▸ **INSTRUCTIONS TO FOLLOW**
Quote the material below exactly as written, from the first line to the line that holds "import React from", endpoints included.
::: SOURCE EXCERPT :::
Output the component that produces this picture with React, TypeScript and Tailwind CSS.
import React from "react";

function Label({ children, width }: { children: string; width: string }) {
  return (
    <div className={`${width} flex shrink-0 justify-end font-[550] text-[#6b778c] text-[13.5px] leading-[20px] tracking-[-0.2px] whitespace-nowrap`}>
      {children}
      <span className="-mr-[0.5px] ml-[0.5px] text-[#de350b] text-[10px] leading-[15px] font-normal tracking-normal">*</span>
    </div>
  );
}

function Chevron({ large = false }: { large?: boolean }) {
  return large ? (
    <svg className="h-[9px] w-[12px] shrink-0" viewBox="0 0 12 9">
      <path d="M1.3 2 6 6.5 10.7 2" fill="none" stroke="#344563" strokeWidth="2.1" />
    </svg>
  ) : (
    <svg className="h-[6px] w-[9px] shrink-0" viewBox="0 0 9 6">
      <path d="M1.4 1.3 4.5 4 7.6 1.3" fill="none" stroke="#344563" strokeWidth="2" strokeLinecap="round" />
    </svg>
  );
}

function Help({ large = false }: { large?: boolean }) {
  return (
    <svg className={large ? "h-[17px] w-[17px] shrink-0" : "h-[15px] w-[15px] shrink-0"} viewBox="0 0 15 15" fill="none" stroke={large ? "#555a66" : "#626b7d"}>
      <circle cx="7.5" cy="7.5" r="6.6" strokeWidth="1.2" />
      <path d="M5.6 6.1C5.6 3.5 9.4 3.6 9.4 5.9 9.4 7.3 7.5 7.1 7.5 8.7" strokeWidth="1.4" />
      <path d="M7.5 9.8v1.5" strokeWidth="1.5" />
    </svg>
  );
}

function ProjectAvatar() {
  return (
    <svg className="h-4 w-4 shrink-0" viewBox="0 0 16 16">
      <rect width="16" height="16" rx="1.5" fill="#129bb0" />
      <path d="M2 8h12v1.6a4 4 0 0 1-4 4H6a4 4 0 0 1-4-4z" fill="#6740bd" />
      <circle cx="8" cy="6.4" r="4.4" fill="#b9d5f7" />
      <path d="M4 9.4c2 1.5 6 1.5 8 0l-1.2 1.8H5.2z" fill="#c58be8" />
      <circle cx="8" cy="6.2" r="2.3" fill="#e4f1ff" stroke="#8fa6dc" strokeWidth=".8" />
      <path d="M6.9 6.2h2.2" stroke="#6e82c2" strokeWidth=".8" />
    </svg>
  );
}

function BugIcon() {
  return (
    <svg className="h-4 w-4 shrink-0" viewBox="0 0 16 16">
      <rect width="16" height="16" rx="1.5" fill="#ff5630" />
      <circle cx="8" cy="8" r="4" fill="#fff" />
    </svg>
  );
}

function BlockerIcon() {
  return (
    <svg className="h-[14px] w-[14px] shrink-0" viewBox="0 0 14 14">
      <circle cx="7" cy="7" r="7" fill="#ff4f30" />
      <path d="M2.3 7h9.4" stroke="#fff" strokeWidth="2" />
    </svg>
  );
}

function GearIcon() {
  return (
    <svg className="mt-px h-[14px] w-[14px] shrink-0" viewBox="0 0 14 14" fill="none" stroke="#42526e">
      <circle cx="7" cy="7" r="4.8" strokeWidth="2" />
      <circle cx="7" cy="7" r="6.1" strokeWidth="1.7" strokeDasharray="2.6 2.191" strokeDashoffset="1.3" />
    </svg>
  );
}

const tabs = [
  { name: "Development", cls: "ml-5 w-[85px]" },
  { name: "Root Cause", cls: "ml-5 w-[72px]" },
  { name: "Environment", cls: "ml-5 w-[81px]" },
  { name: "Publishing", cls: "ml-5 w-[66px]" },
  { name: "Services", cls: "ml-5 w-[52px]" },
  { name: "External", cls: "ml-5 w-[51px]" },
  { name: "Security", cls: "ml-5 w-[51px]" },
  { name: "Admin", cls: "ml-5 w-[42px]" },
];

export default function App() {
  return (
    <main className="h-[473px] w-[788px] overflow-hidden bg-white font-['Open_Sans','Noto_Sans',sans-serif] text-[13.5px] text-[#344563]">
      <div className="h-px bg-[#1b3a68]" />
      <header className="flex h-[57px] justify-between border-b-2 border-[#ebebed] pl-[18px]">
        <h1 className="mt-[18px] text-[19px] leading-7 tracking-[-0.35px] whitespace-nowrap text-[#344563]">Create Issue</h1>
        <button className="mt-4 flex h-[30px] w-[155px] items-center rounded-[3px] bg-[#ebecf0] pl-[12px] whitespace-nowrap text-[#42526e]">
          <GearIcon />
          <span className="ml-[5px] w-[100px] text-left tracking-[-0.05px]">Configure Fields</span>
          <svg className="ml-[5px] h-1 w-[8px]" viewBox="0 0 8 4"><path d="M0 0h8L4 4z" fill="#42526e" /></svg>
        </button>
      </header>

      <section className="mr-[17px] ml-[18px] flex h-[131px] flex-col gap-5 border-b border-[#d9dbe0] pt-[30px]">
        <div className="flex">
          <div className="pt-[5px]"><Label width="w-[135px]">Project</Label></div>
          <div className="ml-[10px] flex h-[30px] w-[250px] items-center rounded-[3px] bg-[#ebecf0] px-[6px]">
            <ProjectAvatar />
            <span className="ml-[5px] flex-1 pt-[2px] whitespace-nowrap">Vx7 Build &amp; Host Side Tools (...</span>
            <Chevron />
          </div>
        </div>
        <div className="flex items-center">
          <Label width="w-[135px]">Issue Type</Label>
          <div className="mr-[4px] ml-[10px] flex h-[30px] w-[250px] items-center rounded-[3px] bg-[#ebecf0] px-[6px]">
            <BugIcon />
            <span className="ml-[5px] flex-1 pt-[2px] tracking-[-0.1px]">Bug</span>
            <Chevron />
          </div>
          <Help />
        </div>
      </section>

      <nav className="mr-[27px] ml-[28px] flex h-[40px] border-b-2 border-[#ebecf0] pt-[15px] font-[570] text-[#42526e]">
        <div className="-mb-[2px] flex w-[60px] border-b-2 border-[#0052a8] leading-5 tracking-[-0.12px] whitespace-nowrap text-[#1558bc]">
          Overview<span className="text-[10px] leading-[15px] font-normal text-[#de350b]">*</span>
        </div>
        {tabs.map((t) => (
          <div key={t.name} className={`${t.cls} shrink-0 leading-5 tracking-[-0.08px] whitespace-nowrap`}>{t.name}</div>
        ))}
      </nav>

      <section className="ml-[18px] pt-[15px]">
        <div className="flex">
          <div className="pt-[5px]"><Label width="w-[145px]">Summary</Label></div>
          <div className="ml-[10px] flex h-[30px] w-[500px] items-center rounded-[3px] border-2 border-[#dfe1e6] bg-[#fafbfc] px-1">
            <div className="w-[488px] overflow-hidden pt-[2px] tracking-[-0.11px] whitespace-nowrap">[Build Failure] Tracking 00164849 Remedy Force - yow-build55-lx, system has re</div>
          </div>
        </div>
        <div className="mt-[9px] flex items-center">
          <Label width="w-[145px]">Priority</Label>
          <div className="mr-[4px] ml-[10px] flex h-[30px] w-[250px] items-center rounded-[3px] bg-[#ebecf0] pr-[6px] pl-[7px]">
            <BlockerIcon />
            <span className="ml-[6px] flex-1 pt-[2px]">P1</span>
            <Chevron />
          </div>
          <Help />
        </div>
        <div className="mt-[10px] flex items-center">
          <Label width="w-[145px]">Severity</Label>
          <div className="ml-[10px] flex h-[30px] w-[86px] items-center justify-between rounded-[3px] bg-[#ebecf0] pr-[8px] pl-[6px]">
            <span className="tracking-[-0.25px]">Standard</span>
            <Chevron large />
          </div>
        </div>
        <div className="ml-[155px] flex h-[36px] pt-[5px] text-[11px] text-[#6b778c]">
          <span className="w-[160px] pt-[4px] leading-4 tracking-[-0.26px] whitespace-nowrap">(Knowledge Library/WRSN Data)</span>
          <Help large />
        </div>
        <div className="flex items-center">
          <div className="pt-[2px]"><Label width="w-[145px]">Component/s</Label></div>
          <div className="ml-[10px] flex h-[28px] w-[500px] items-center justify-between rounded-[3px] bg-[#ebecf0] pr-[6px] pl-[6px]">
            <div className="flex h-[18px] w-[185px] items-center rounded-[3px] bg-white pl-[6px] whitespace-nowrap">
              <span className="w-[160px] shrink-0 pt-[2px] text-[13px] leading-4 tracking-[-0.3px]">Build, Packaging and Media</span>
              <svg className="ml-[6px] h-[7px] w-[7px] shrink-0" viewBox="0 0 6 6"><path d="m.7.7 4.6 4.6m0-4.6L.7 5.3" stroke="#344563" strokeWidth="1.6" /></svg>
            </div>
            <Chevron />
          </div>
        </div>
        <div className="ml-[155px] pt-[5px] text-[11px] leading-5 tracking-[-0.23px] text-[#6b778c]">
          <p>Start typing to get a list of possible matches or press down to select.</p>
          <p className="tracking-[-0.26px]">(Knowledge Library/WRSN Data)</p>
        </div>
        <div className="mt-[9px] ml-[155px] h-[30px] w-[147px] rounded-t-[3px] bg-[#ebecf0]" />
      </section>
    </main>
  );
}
:::
▸ **PROBLEM SOLUTION**
Output the component that produces this picture with React, TypeScript and Tailwind CSS.
import React from "react";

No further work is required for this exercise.